The use of money as a platform.

Leave it, then, to a clever artist like Montoya to explore the shell game that encompasses representations of representations of value for both art and high finance. His new work, as seen in this brand new exhibition, provides a blistering commentary on the near complete financialization of just about everything under the sun—including politics, culture, our dearest national myths and, as we have just seen, art itself.

The use of paper money as a platform for political propaganda, says Santiago Montoya, is one way that national governments have over time spread their most basic messages, promoted their ideals, as well as quite literally sold to the world their most classical and newfangled self-images. Accordingly, the suite of artworks that make up “The Great Swindle” often literally pictures or magnifies many of these images, altering both their message and also their medium’s own potential for plain speaking. Like it or not, money is as much a part of the today’s art as tiles were of Byzantine mosaics; its machinations increasingly affect art’s public scope, its physical and intellectual traffic and its basic understanding. According to Montoya: “The Great Swindle makes reference to the idealization of these projects and their contrast with reality. But this refers not only to politics and historical events, it also puts into perspective the building of contemporary artistic values.”

These were the ideas Montoya had in mind when he chucked in a decade of practice as a conventional painter to apply his training to using “banknotes as a structural element to paint with.” Frustrated by the expressivity of pigment, brush and canvas, the Colombian artist searched around for a conceptually finished element with which he might arrive at compelling combinations of meaning and form (he actually collaged his own existing works for a while in an attempt to arrive at entirely different compositions). Sometime around 2007, he hit upon the answer—actual banknotes. These “readymade painted surfaces with a per se value already included,” might prove, he thought, an appropriate formal vehicle as well as a conceptual burr in an environment so fully steeped in financial ideology. Not merely what the comedian Robin Williams once referred to as “carpe per diem”—or “seize the check”—what Montoya was after more resembled seizing a historical opportunity: carpe jugulum, or, seize the culture’s jugular. In a nutshell, this artist’s ambition has since remained to make what amount to visually arresting works with the world’s most coercive medium.

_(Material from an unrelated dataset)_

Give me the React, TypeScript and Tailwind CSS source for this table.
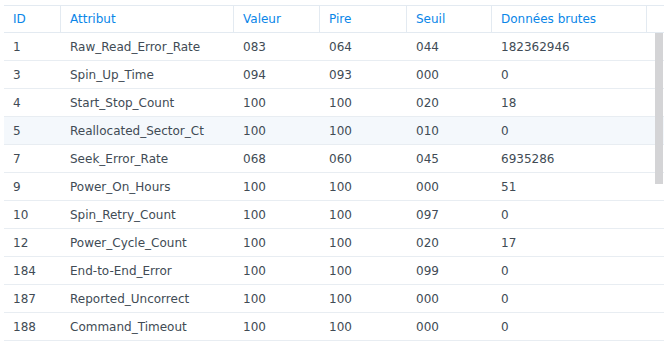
import React from "react";

const rows: [string, string, string, string, string, string][] = [
  ["1", "Raw_Read_Error_Rate", "083", "064", "044", "182362946"],
  ["3", "Spin_Up_Time", "094", "093", "000", "0"],
  ["4", "Start_Stop_Count", "100", "100", "020", "18"],
  ["5", "Reallocated_Sector_Ct", "100", "100", "010", "0"],
  ["7", "Seek_Error_Rate", "068", "060", "045", "6935286"],
  ["9", "Power_On_Hours", "100", "100", "000", "51"],
  ["10", "Spin_Retry_Count", "100", "100", "097", "0"],
  ["12", "Power_Cycle_Count", "100", "100", "020", "17"],
  ["184", "End-to-End_Error", "100", "100", "099", "0"],
  ["187", "Reported_Uncorrect", "100", "100", "000", "0"],
  ["188", "Command_Timeout", "100", "100", "000", "0"],
];

const headers = ["ID", "Attribut", "Valeur", "Pire", "Seuil", "Données brutes", ""];

export default function App() {
  return (
    <div
      className="w-[668px] h-[355px] bg-white overflow-hidden pt-[5px] pl-[4px]"
      style={{ fontFamily: '"DejaVu Sans", Verdana, sans-serif' }}
    >
      <div className="w-[660px] relative">
        <div className="grid grid-cols-[57px_173px_86px_87px_85px_155px_17px] border-t border-b border-[#e3eaf1] h-[28px] text-[12px] text-[#0a86e8]">
          {headers.map((h, i) => (
            <div
              key={i}
              className={`flex items-center pl-[9px] ${i < headers.length - 1 ? "border-r border-[#e3eaf1]" : ""}`}
            >
              {h}
            </div>
          ))}
        </div>
        {rows.map((r, i) => (
          <div
            key={i}
            className={`grid grid-cols-[57px_173px_86px_87px_85px_155px_17px] border-b border-[#e8edf2] h-[28px] text-[12px] text-[#414b55] ${i === 3 ? "bg-[#f4f8fc]" : ""}`}
          >
            {r.map((c, j) => (
              <div key={j} className="flex items-center pl-[9px]">
                {c}
              </div>
            ))}
            <div />
          </div>
        ))}
        <div className="absolute left-[651px] top-[28px] w-[8px] h-[151px] bg-[#d4d4d6]" />
      </div>
    </div>
  );
}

[...] using “banknotes as a structural element to paint with.”

Show me the money.

Some of Montoya’s more recent wall pieces, among them his multicolored Horizon works, illustrate what the artist calls “a communion” between his medium—various colored banknotes from around the world—and the essentially abstract compositions that are made wholly visible when considering the entirety of his arrangements. Large-scale horizontal panels the artist assembles by folding and arranging rectangular painted surfaces, these works achieve an all-over hypnotic effect while referring back to the shape and form of its constituent parts. Like the myth of trickle down wealth, these limitless “horizons” imply riches that are both accessible and very far away. Though the individual units that make up the whole only become visible when seen close up, Montoya’s overall grids resemble nothing so much as a mirage of ungraspable wealth as seen from a blurred, untouchable distance.

Other works that employ collaged banknotes use a more didactic route to arrive at a dialog with art’s cultural, economic and political underpinnings. One such discrete work, Show Me the Money, for example, consists of a “$” sign made from actual dollar bills floating above the repeating image of a mass political demonstration depicted with some fifty Colombian 1000 Peso notes. Though this last piece of legal tender is soon to be discontinued, that is surely not the biggest irony invoked here. According to Montoya this work is also “about our[Colombia’s] Third World role in the global economy: beggars.” Produced in 2007 before the global crisis started, the work also points up the great imbalances leveraged by rich economies against vastly poorer ones. One is tempted to quickly shift the discussion back to the terrain of art. What if we mentally swap out George Washington’s head for, say, Larry Gagosian’s, in the green oval iconically reserved for America’s founding father? It might be just my imagination, but somehow the crowd of formally attired Colombian citizens looks far more craven and grasping when imaginatively turned into contemporary artists.

Montoya uses a similar method in a 2.5 meter, T-shaped sculptural piece made with many more Colombian 1000 Peso notes (these served him as an initial “color” until he eventually broadened his “palette” by incorporating, among other currency, drachma, dollars, and yen) that spell out the text “You can have it all.” The motivational line par excellence for world-beaters and strivers the globe over, Montoya’s text physically dwarfs its climber’s conceit, rendering it ridiculous. For those who still want to “have it all” after seeing this work, a word of advice—please, just not all at once.

Gallows humor, long the best defense against trying times, is also at work in many of Montoya’s currency-inspired acrylic paintings. Works that liberally quote passages from the notes of various nationalities abound—one painting pictures Che Guevara cutting cane, as drawn heroically by Cuba’s national mint—recontextualizing the meanings of familiar symbols entirely or adding elements to shift their messages entirely. A painting titled The General in His Labyrinth (after the Gabriel Garcia Marquez novel about the South American liberator) employs the image of the Simon Bolivar used in Venezuelan currency but adds oil derricks into his pupils. Another called Revolution pits the icons of Che and George as drawn by their respective treasuries into the familiar shapes that symbolize the “play” and “pause” functions on a personal media player (one interlocutor said she thought she saw an airplane flying into the World Trade Center in this work). And, finally, there is You Bet—a print that takes the central tondo of the U.S. dollar bill and literally swaps out the image of George Washington for that of Bernie Madoff.

A spot-on satire of the nature of art and financial power, this last image, along with the entirety of Montoya’s project, locates in money and its representations a fundamental focus of art today with acerbic accuracy. Knowing that, as Elizabeth Taylor, once put it, money is the best deodorant, Montoya has opted to root around beneath it’s sanitizing facade to unearth the largely anti-humanistic values hiding behind its richest, shiniest, artiest effects.